Germany was unable to hold onto the initial enthusiasm that followed the 2000 feed-in tariff law. The lesson drawn by environmentalists was that leaders need to nourish a sense of buy-in and shared purpose when pursuing generational change, and Germany fell short of that in the 2010s.
Germany had blind spots that harmed its ability to cut emissions, the largest of which was an inability to get the auto industry to change its polluting ways. Only recently, with Vokswagen and other automakers committing to a transition to electric vehicles, are there signs of real progress.
Germany’s experience with its coal phaseout plan shows the importance of framing the changes as a phase-in of new industries and economic aid, and making the case to affected communities and workers that the future can be better than an unsustainable present.
And now, having learned lessons through decades of trial and error, Germany is poised to again be an example for other large economies of how to manage the energy transition.
Germany also has clearly established itself as a vital player in international climate talks. The next year is a time when Merkel, on her way out, and Biden, on his way in, will have an opportunity to set the tone for what will follow, opening the possibility of a new trans-Atlantic partnership on climate, in which Germany is bound to play a central role.
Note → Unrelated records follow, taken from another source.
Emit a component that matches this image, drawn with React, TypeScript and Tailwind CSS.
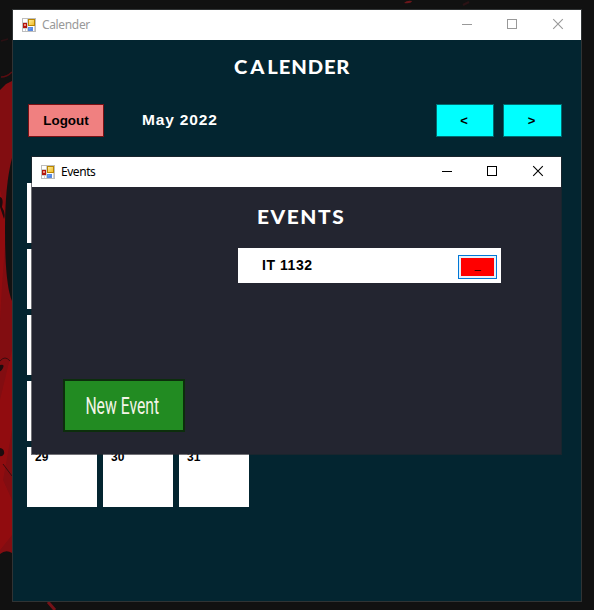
import React from "react";

const days = Array.from({ length: 31 }, (_, i) => i + 1);

function Wallpaper() {
  return (
    <svg className="absolute inset-0" width="594" height="610" viewBox="0 0 594 610">
      <rect width="594" height="610" fill="#111111" />
      <path d="M0 90L6 84L12 81V553Q6 549 0 554Z" fill="#820d11" />
      <path d="M0 190Q7 210 5 245L2 285L0 320ZM0 400L12 350V430L3 480L12 500V535L0 550Z" fill="#990c10" opacity=".65" />
      <path d="M12 158Q5 185 5 230Q5 285 12 301Z" fill="#111" />
      <path d="M0 197Q4 198 2 207Q6 213 4 219L0 207ZM0 365Q5 364 3 368Q1 372 0 371ZM0 448Q5 449 4 454Q2 457 0 456Z" fill="#1d0c0e" />
      <path d="M0 361Q5 355 10 361M3 464L12 476" stroke="#3c0b0e" fill="none" />
      <path d="M1 77Q7 77 12 72" stroke="#5b0d11" strokeWidth="1.5" fill="none" />
      <path d="M1 41L8 39" stroke="#2c1013" strokeWidth="1.5" fill="none" />
      <path d="M404 3Q407 0 412 1Q411 4 404 3Z" fill="#6b171b" />
      <path d="M463 5L469 2" stroke="#2b1215" strokeWidth="2" />
      <path d="M48 602L55 610" stroke="#741218" strokeWidth="3" />
    </svg>
  );
}

function FormIcon() {
  return (
    <svg width="14" height="14" viewBox="0 0 14 14" shapeRendering="crispEdges">
      <defs>
        <linearGradient id="gold" x1="0" y1="0" x2="1" y2="1">
          <stop stopColor="#fff0a0" />
          <stop offset="1" stopColor="#f0b820" />
        </linearGradient>
        <linearGradient id="sky" x1="0" y1="0" x2="1" y2="1">
          <stop stopColor="#8ebcff" />
          <stop offset="1" stopColor="#2b68e0" />
        </linearGradient>
      </defs>
      <rect x=".5" y=".5" width="13" height="13" fill="#fff" stroke="#bdbdbd" />
      <path d="M1 4.5H6M5.5 1V13M1 10.5H5M3.5 11V13M12.5 8V13" stroke="#d0d0d0" />
      <rect x="1" y="5" width="4" height="5" fill="#b3160e" />
      <rect x="2" y="6" width="2" height="2" fill="#ef8f80" />
      <rect x="6.5" y="1.5" width="6" height="6" fill="url(#gold)" stroke="#b98500" />
      <rect x="6.5" y="9.5" width="4" height="3" fill="url(#sky)" stroke="#5b8be0" />
    </svg>
  );
}

function TitleBar({ title, active }: { title: string; active?: boolean }) {
  return (
    <div className={`flex h-[30px] shrink-0 items-center bg-white pl-[9px] ${active ? "text-black" : "text-[#999999]"}`}>
      <FormIcon />
      <span className={`ml-1.5 flex-1 font-['Noto_Sans',sans-serif] text-[12px] leading-4 ${active ? "tracking-[-0.45px]" : "tracking-[-0.35px]"}`}>
        {title}
      </span>
      <svg width="119" height="30" viewBox="0 0 119 30" fill="none" stroke="currentColor">
        <path d="M0 14.5H10" shapeRendering="crispEdges" />
        <rect x="45.5" y="9.5" width="9" height="9" shapeRendering="crispEdges" />
        <path d="M91.2 9.2L100.8 18.8M100.8 9.2L91.2 18.8" strokeWidth="1.1" />
      </svg>
    </div>
  );
}

export default function App() {
  return (
    <div className="relative h-[610px] w-[594px] overflow-hidden bg-[#111] font-['Liberation_Sans',Arial,sans-serif]">
      <Wallpaper />
      <main className="absolute top-[9px] left-[12px] flex h-[593px] w-[570px] flex-col border border-[#303334] bg-[#032530]">
        <TitleBar title="Calender" />
        <h1 className="mt-[15px] ml-[221px] origin-left scale-x-[1.12] self-start font-['Lato',sans-serif] text-[18px] leading-6 font-black tracking-[0.8px] text-white">
          <span className="tracking-[2.6px]">CA</span>LENDER
        </h1>
        <div className="mt-[25px] flex h-[33px] items-center pl-[15px] font-bold">
          <button className="h-[33px] w-[76px] border border-[#7a1014] bg-[#f08080] pt-[2px] text-[13.4px] text-black">Logout</button>
          <span className="ml-[38px] w-[294px] pb-[2px] text-[15.5px] tracking-[0.85px] text-white">May 2022</span>
          <button className="h-[33px] w-[58px] border border-[#006c70] bg-[#00ffff] pr-[2px] text-[13px] text-black">&lt;</button>
          <button className="ml-[9px] h-[33px] w-[59px] border border-[#006c70] bg-[#00ffff] pr-[2px] text-[13px] text-black">&gt;</button>
        </div>
        <div className="mt-[46px] grid grid-cols-[repeat(7,70px)] gap-1.5 pl-[14px]">
          {days.map((day) => (
            <div key={day} className="h-[60px] bg-white pt-[3px] pl-[8px] text-[12px] leading-[14px] font-bold text-black">
              {day}
            </div>
          ))}
        </div>
      </main>

      <section className="absolute top-[156px] left-[31px] flex h-[299px] w-[531px] flex-col border border-[#25252d]/65 bg-[#232530] bg-clip-padding">
        <TitleBar title="Events" active />
        <h2 className="mt-[18px] ml-[225px] origin-left scale-x-[1.16] self-start font-['Lato',sans-serif] text-[18px] leading-6 font-black tracking-[1.35px] text-white">
          EVENTS
        </h2>
        <div className="mt-[19px] ml-[206px] flex h-[35px] w-[263px] items-center bg-white pr-1 pl-6">
          <span className="flex-1 text-[14px] font-bold tracking-[0.55px] text-black">IT 1132</span>
          <button className="mt-[3px] h-6 w-[39px] border border-[#0078d7] bg-[#e5f1fb] p-[2px]">
            <span className="flex h-[18px] items-center justify-center bg-[#ff0000] pb-[3px] text-[11px] leading-none text-black">_</span>
          </button>
        </div>
        <button className="mt-[96px] ml-[31px] flex h-[53px] w-[122px] items-center justify-center border-2 border-[#0c2e0c] bg-[#228b22] text-[#f4f4e8]">
          <span className="mr-[3px] inline-block scale-x-[0.655] font-['Roboto',sans-serif] text-[24px] whitespace-nowrap">New Event</span>
        </button>
      </section>
    </div>
  );
}
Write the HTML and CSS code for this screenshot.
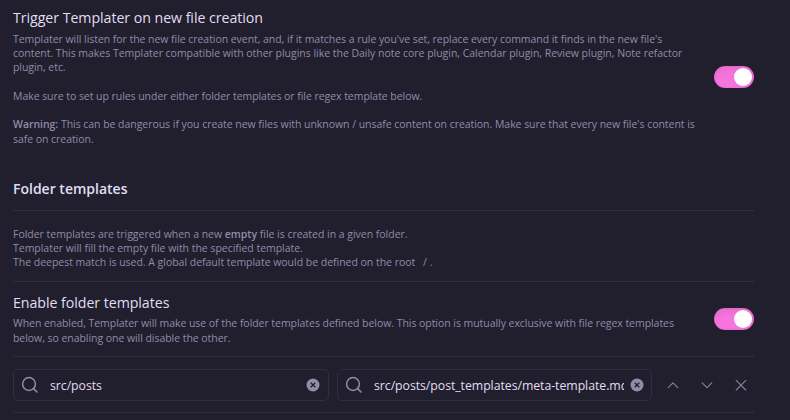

The United States and Germany, working in concert, could act as a counterweight to the growing power of China and help to shape a new and more robust push to cut emissions, said Müller-Kraenner.
Bausch of Ecologic noted that there are several major international summits in 2021 in which the United States, Germany and others have a chance to set a new framework for working together. For Merkel, her final act may be her most consequential, given the “climate chancellor” sobriquet she’s carried throughout much of her tenure and the existential threat posed by climate change.
“It is,” said Bausch, “a time of opportunity.”